* Task instructions *
Where a line of the listing below includes the word "components", reproduce that line.

^^^^^^^^

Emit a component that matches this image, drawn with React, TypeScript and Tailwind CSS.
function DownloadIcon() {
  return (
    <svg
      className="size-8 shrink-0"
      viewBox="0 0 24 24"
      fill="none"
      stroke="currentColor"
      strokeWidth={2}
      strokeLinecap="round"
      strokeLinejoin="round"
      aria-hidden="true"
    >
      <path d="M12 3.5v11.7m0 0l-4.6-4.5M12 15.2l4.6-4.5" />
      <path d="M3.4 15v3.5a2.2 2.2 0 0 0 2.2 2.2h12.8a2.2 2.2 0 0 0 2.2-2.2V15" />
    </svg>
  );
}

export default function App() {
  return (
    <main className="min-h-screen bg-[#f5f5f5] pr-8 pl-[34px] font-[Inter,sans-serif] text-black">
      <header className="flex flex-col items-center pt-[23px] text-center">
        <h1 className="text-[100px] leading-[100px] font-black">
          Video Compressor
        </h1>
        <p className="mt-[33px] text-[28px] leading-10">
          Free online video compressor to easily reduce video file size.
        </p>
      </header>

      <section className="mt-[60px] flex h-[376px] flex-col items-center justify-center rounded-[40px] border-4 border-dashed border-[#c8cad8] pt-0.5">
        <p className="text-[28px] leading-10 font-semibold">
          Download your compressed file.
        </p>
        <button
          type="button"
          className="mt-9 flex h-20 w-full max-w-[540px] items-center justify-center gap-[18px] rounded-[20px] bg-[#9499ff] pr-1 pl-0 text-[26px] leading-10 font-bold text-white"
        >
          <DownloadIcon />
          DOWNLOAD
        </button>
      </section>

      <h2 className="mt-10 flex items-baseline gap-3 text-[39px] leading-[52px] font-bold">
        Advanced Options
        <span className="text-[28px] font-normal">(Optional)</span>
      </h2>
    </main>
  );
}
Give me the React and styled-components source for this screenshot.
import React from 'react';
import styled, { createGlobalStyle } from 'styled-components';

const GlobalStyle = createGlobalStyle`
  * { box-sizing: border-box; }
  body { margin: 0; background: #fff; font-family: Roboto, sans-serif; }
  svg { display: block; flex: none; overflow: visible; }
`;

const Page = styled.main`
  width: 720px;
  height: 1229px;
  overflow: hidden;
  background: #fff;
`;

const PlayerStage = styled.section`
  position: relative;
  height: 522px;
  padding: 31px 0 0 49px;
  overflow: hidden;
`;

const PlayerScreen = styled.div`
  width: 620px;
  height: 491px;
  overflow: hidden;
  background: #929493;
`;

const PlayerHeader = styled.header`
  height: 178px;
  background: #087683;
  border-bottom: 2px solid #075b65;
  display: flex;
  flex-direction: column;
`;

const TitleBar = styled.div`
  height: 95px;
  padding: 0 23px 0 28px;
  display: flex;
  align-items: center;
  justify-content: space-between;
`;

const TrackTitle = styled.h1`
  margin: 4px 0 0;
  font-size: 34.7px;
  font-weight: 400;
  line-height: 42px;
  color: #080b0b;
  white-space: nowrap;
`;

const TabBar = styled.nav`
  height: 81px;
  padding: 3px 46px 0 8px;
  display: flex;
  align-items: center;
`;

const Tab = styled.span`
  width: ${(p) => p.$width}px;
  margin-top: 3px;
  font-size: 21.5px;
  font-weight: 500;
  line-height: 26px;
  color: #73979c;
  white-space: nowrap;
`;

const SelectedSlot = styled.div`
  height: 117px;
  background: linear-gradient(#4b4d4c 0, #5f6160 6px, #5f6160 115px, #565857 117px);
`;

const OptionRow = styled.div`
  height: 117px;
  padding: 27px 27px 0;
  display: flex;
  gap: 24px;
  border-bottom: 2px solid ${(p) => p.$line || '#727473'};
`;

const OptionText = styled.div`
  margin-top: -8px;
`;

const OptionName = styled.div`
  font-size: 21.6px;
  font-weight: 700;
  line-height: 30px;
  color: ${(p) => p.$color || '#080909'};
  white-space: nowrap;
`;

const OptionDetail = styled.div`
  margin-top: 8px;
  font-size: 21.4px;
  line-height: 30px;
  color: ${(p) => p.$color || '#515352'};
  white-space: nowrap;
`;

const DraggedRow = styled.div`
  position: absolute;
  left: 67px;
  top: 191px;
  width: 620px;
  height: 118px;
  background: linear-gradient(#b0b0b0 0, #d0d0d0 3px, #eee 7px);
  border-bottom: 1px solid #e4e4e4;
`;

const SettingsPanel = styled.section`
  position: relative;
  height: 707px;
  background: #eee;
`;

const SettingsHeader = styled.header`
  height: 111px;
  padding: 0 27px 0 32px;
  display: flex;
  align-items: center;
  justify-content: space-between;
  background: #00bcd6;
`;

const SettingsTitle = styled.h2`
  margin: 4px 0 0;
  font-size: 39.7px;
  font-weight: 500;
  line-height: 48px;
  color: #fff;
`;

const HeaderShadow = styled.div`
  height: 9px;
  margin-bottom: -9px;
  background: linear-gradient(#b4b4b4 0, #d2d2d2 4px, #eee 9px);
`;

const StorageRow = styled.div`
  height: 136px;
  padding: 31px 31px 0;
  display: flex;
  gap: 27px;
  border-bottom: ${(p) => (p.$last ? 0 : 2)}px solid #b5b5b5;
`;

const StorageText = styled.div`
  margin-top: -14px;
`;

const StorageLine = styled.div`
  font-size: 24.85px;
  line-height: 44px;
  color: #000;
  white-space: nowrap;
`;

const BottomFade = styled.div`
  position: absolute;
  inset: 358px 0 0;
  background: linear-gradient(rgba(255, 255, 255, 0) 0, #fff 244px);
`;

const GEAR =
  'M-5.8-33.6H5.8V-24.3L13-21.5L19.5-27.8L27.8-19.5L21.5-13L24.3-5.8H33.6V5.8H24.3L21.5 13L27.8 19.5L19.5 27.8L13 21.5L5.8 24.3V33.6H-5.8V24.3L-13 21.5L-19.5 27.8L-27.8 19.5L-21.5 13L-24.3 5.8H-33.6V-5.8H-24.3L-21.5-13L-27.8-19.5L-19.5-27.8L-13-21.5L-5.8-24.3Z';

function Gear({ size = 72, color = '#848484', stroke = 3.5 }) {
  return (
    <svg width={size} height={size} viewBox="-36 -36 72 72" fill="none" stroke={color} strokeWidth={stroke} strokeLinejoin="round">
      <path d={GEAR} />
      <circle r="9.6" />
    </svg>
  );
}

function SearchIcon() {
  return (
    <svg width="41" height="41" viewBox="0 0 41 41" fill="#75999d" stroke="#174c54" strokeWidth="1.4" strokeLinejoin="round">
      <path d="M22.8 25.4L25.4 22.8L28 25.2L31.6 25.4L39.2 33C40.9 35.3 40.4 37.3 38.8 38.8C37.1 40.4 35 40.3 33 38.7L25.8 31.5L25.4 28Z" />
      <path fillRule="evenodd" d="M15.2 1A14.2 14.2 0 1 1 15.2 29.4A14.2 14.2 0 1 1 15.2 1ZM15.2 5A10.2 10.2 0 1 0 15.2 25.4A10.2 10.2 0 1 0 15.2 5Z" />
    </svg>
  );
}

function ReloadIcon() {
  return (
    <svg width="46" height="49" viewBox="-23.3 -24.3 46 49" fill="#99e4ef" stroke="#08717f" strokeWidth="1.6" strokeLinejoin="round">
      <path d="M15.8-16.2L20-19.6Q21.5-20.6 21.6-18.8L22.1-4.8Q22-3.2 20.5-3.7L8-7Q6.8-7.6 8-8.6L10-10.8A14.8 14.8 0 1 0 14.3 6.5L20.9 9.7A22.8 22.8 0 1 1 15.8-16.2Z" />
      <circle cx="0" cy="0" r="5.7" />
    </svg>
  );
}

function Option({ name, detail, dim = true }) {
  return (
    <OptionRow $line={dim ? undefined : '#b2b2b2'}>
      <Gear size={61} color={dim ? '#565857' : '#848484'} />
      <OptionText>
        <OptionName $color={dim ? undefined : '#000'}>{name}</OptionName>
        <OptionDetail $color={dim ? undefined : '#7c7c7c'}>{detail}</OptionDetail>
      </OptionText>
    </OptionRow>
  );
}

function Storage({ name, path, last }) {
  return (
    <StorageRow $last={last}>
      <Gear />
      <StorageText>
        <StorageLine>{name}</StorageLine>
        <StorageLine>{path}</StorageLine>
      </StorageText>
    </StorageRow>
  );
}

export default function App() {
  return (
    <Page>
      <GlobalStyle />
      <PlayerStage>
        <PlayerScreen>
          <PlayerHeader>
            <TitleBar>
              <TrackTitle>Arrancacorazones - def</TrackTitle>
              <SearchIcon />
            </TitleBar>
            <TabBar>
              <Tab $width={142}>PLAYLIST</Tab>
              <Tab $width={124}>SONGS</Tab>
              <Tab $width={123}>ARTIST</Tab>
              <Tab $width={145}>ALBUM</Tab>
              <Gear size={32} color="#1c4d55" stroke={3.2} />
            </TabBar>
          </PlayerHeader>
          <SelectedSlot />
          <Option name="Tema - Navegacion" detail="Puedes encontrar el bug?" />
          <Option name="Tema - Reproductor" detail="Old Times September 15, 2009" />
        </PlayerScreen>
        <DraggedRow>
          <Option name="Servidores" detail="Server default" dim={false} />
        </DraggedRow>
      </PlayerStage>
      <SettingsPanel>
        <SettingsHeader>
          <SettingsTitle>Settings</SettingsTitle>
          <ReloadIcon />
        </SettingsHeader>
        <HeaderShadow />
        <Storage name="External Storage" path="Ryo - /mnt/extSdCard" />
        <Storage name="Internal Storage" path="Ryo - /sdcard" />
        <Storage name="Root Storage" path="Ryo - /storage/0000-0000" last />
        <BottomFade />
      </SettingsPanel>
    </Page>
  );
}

^^^^^^^^

* Output *
Give me the React and styled-components source for this screenshot.
import styled, { createGlobalStyle } from 'styled-components';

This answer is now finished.